RECORDED INFORMATION:
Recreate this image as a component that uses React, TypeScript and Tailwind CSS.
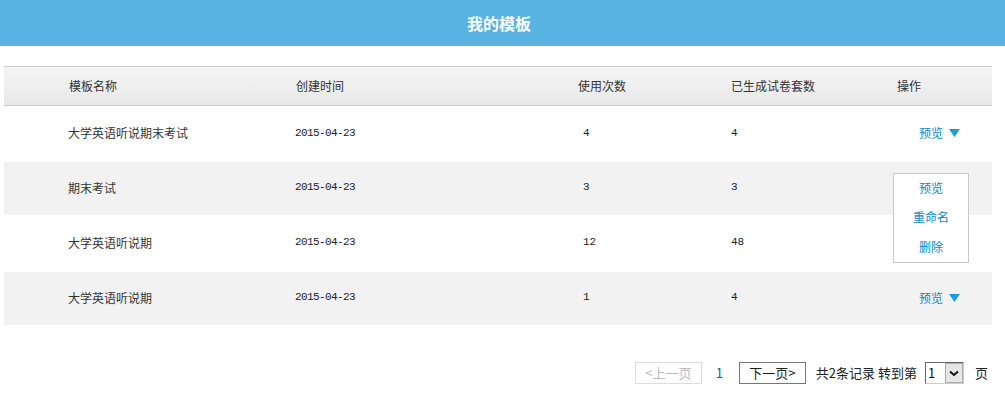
import React from "react"

type Row = { name: string; date: string; used: string; made: string; h: string; op: boolean }

const rows: Row[] = [
  { name: "大学英语听说期末考试", date: "2015-04-23", used: "4", made: "4", h: "h-[56px] bg-white", op: true },
  { name: "期末考试", date: "2015-04-23", used: "3", made: "3", h: "h-[53px] bg-[#f2f2f2]", op: false },
  { name: "大学英语听说期", date: "2015-04-23", used: "12", made: "48", h: "h-[57px] bg-white", op: false },
  { name: "大学英语听说期", date: "2015-04-23", used: "1", made: "4", h: "h-[53px] bg-[#f2f2f2]", op: true },
]

const cjk = { fontFamily: '"Noto Sans CJK SC", "Noto Sans", sans-serif' }
const mono = { fontFamily: '"Liberation Mono", "Noto Sans CJK SC", monospace' }

function Caret() {
  return (
    <svg width="11" height="8" viewBox="0 0 11 8" className="ml-[6px]">
      <path d="M0 0 H11 L5.5 8 Z" fill="#1a9de0" />
    </svg>
  )
}

export default function App() {
  return (
    <div className="w-[1005px] h-[395px] bg-white text-[12px] text-[#333]" style={cjk}>
      <div className="h-[46px] bg-[#58b3e2] flex items-center justify-center pr-[7px]">
        <span className="text-white text-[16px] font-bold">我的模板</span>
      </div>

      <div className="relative mt-[20px] ml-[4px] w-[988px]">
        <div className="h-[40px] flex items-center pl-[65px] border-y border-[#cccccc] bg-gradient-to-b from-[#f5f5f5] to-[#e8e8e8]">
          <div className="w-[227px]">模板名称</div>
          <div className="w-[282px]">创建时间</div>
          <div className="w-[153px]">使用次数</div>
          <div className="w-[166px]">已生成试卷套数</div>
          <div>操作</div>
        </div>

        {rows.map((r, i) => (
          <div key={i} className={`flex items-center pl-[64px] pb-[2px] ${r.h}`}>
            <div className="w-[227px]">{r.name}</div>
            <div className="w-[288px] text-[11px] tracking-[-0.6px] text-[#222]" style={mono}>{r.date}</div>
            <div className="w-[148px] text-[11px] text-[#222]" style={mono}>{r.used}</div>
            <div className="w-[188px] text-[11px] text-[#222]" style={mono}>{r.made}</div>
            {r.op && (
              <div className="flex items-center text-[#0a86c8]">
                预览
                <Caret />
              </div>
            )}
          </div>
        ))}

        <div className="absolute left-[889px] top-[107px] w-[76px] h-[90px] bg-white border border-[#c8c8c8] flex flex-col items-center text-[#0a86c8]">
          <div className="h-[30px] leading-[28px]">预览</div>
          <div className="h-[30px] leading-[28px]">重命名</div>
          <div className="h-[30px] leading-[28px]">删除</div>
        </div>
      </div>

      <div className="mt-[37px] flex items-center justify-end pr-[17px] h-[22px] text-[13px]">
        <div className="w-[67px] h-[22px] border border-[#dddddd] text-[#bbbbbb] flex items-center justify-center">&lt;上一页</div>
        <div className="ml-[14px] text-[#1a5a9a] w-[8px]">1</div>
        <div className="ml-[15px] w-[67px] h-[22px] border border-[#777] text-[#222] flex items-center justify-center">下一页&gt;</div>
        <div className="ml-[10px] text-[#222]">共2条记录 转到第</div>
        <div className="ml-[8px] w-[39px] h-[22px] flex border border-t-[#666] border-l-[#666] border-r-[#ccc] border-b-[#ccc] bg-white">
          <div className="w-[19px] pl-[2px] text-[#111] leading-[20px]">1</div>
          <div className="flex-1 bg-[#e6e6e6] border border-[#aaa] flex items-center justify-center">
            <svg width="10" height="7" viewBox="0 0 10 7">
              <path d="M1 1.5 L5 5 L9 1.5" stroke="#111" strokeWidth="2" fill="none" />
            </svg>
          </div>
        </div>
        <div className="ml-[11px] text-[#222]">页</div>
      </div>
    </div>
  )
}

AIM:
Begin at the first line of the material and copy each line exactly through the one containing "string; date: string;". Omit pictures.

THE SOLUTION:
Recreate this image as a component that uses React, TypeScript and Tailwind CSS.
import React from "react"

type Row = { name: string; date: string; used: string; made: string; h: string; op: boolean }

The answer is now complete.